En Guatemala, país en toda Latinoamérica con la mayor cantidad de efectos derivados de su guerra interna (200,000 muertos, 45,000 desaparecidos, más de 600 masacres de aldeas campesinas, desplazados internos, miedo generalizado) prácticamente no se ha desarrollado una verdadera tarea de reparación de esos daños. El Estado ha brindado una mínima, casi nula atención a todos los efectos derivados de los traumas de guerra. El Programa Nacional de Resarcimiento se cerró ya hace tiempo habiendo solucionado una pequeña parte de lo que debía atender, quedando aún muchísimo por hacer en la materia. Los pocos esfuerzos que se realizaron provinieron de la sociedad civil organizada (organizaciones no gubernamentales), financiada en todos los casos por esfuerzos de la cooperación internacional, todo lo cual no asegura sostenibilidad. Evidentemente, un problema de proporciones nacionales tan enormes no puede atenderse con estos esfuerzos mínimos. Son gotitas en el océano, útiles, pero infinitamente insuficientes.
Hablar de lo que pasó, encontrarle sentido y reparar lo sucedido, es la única manera de construir una sociedad post guerra medianamente pacífica.
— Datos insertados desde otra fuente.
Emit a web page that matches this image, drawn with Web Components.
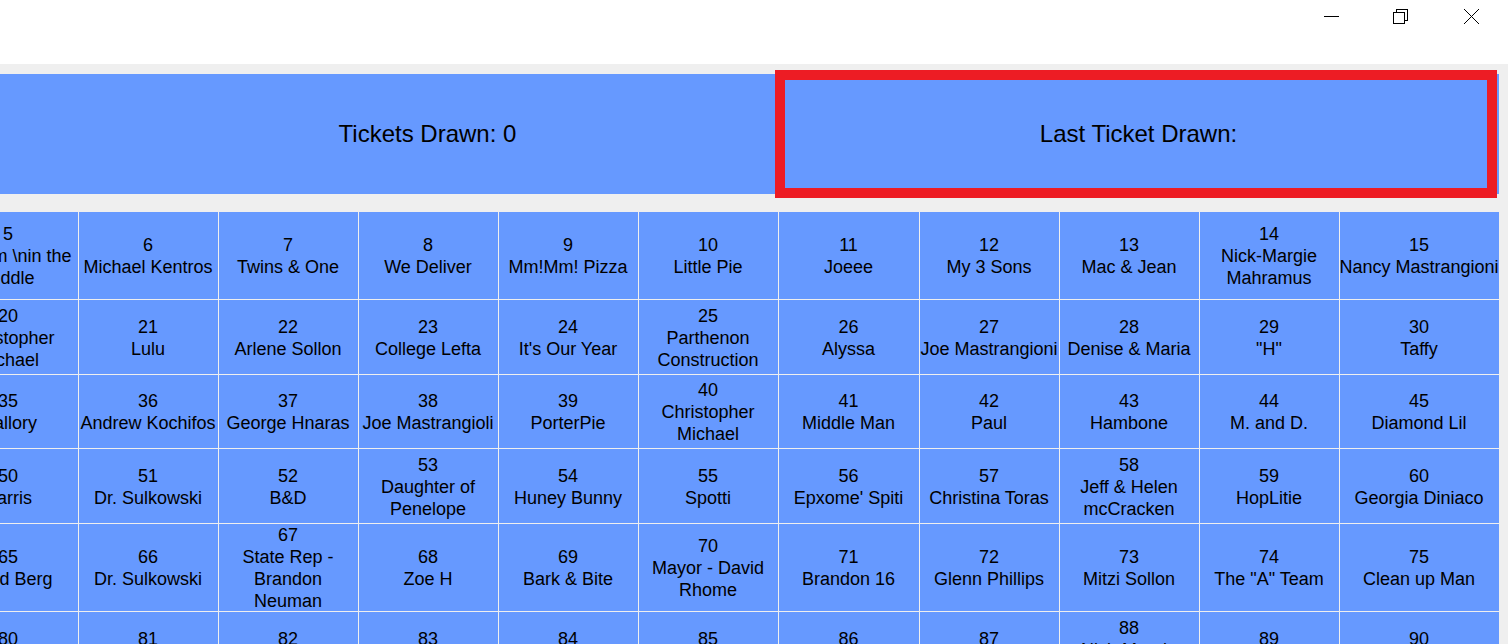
<!DOCTYPE html>
<html lang="en">
<head>
<meta charset="utf-8">
<title>Ticket Drawing</title>
<style>
html, body { margin: 0; height: 100%; }
body { font-family: "Liberation Sans", Arial, sans-serif; color: #000; background: #efefef; overflow: hidden; }
</style>
</head>
<body>
<raffle-app></raffle-app>
<script>
class WindowBar extends HTMLElement {
  constructor() {
    super();
    this.attachShadow({ mode: "open" }).innerHTML = `
      <style>
        :host { display: flex; justify-content: flex-end; align-items: flex-start; height: 64px; padding-right: 2px; box-sizing: border-box; background: #fff; }
        button { width: 70px; height: 32px; padding: 0; border: 0; background: none; display: grid; place-items: center; }
        svg { display: block; width: 16px; height: 16px; fill: none; stroke: #000; }
      </style>
      <button aria-label="Minimize"><svg viewBox="0 0 16 16" shape-rendering="crispEdges"><path d="M1 8.5H16"/></svg></button>
      <button aria-label="Restore"><svg viewBox="0 0 16 16" shape-rendering="crispEdges"><path d="M.5 4.5h11v11H.5zM3.5 4V1.5h11v11H12"/></svg></button>
      <button aria-label="Close"><svg viewBox="0 0 16 16"><path d="M1 1L16 16M16 1L1 16"/></svg></button>`;
  }
}
class StatPanel extends HTMLElement {
  constructor() {
    super();
    this.attachShadow({ mode: "open" }).innerHTML = `
      <style>
        :host { display: grid; place-items: center; position: relative; height: 120px; background: #6699ff; font-size: 24px; line-height: 28px; }
        :host([highlighted])::after { content: ""; position: absolute; inset: -4px 2px -4px -3px; border: 10px solid #ed1c24; }
      </style>
      <span><slot></slot></span>`;
  }
}
const rows = [
  [88, 5, ["Malcom \\nin the Middle", "Michael Kentros", "Twins & One", "We Deliver", "Mm!Mm! Pizza", "Little Pie", "Joeee", "My 3 Sons", "Mac & Jean", "Nick-Margie Mahramus", "Nancy Mastrangioni"]],
  [75, 20, ["Christopher Michael", "Lulu", "Arlene Sollon", "College Lefta", "It's Our Year", "Parthenon Construction", "Alyssa", "Joe Mastrangioni", "Denise & Maria", "\"H\"", "Taffy"]],
  [74, 35, ["Mallory", "Andrew Kochifos", "George Hnaras", "Joe Mastrangioli", "PorterPie", "Christopher Michael", "Middle Man", "Paul", "Hambone", "M. and D.", "Diamond Lil"]],
  [75, 50, ["Harris", "Dr. Sulkowski", "B&D", "Daughter of Penelope", "Huney Bunny", "Spotti", "Epxome' Spiti", "Christina Toras", "Jeff & Helen mcCracken", "HopLitie", "Georgia Diniaco"]],
  [88, 65, ["David Berg", "Dr. Sulkowski", "State Rep - Brandon Neuman", "Zoe H", "Bark & Bite", "Mayor - David Rhome", "Brandon 16", "Glenn Phillips", "Mitzi Sollon", "The \"A\" Team", "Clean up Man"]],
  [75, 80, ["", "", "", "", "", "", "", "", "Nick-Margie Mahramus", "", ""]]
];
class TicketBoard extends HTMLElement {
  constructor() {
    super();
    const root = this.attachShadow({ mode: "open" });
    root.innerHTML = `
      <style>
        :host { display: block; margin-left: -62px; }
        table { width: 100%; table-layout: fixed; border-collapse: separate; border-spacing: 0; font-size: 18px; line-height: 22px; }
        col:nth-child(7) { width: 141px; }
        col:last-child { width: 160px; }
        td { padding: 0; text-align: center; vertical-align: middle; background: #6699ff; box-shadow: inset 1px -1px #efefef; }
        span { display: block; min-height: 22px; }
      </style>
      <table><colgroup>${"<col>".repeat(11)}</colgroup><tbody></tbody></table>`;
    const body = root.querySelector("tbody");
    for (const [height, first, names] of rows) {
      const tr = body.insertRow();
      tr.style.height = height + "px";
      names.forEach((name, i) => {
        const td = tr.insertCell();
        for (const text of [String(first + i), name]) {
          const line = document.createElement("span");
          line.textContent = text;
          td.append(line);
        }
      });
    }
  }
}
class RaffleApp extends HTMLElement {
  constructor() {
    super();
    this.attachShadow({ mode: "open" }).innerHTML = `
      <style>
        :host { display: block; height: 100%; overflow: hidden; }
        main { padding: 10px 9px 0 0; }
        header { display: grid; grid-template-columns: 77px 701fr 721fr; margin-bottom: 18px; }
      </style>
      <window-bar></window-bar>
      <main>
        <header><stat-panel></stat-panel><stat-panel>Tickets Drawn: 0</stat-panel><stat-panel highlighted>Last Ticket Drawn:</stat-panel></header>
        <ticket-board></ticket-board>
      </main>`;
  }
}
customElements.define("window-bar", WindowBar);
customElements.define("stat-panel", StatPanel);
customElements.define("ticket-board", TicketBoard);
customElements.define("raffle-app", RaffleApp);
</script>
</body>
</html>
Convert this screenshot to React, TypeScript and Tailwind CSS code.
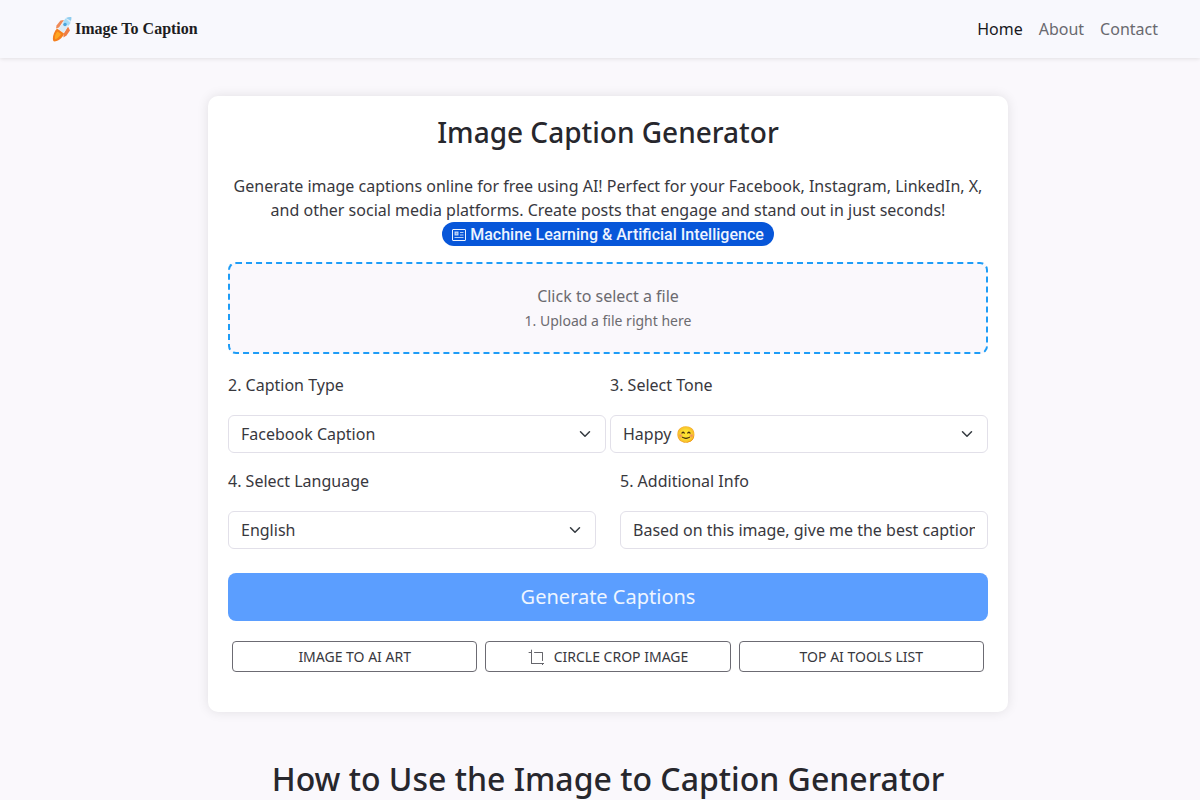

Por el contrario, lo que vemos es un silencio casi absoluto sobre la cuestión. La impunidad sigue reinando, ahora llevada a todos los planos de la política. El haber dejado sin efecto la sentencia sobre genocidio inculpando a un ícono de la guerra contrainsurgente como fue el general José Efraín Ríos Montt es un mensaje que va en la línea de la propaganda del gobierno militar argentino citado más arriba. Eso, sin ningún lugar a dudas, no construye paz.
Si hay una sociedad “enferma” plagada de violencia, la única manera de enfrentar el problema (¡problema mayúsculo, sin dudas!) es hablando de ello. Deberían ser aleccionadoras las palabras que se encuentran en la puerta de entrada del Pabellón 4 en el Museo del horror de Auschwitz, antiguo campo de concentración nazi: “Quienes olvidan su historia están condenados a repetirla”.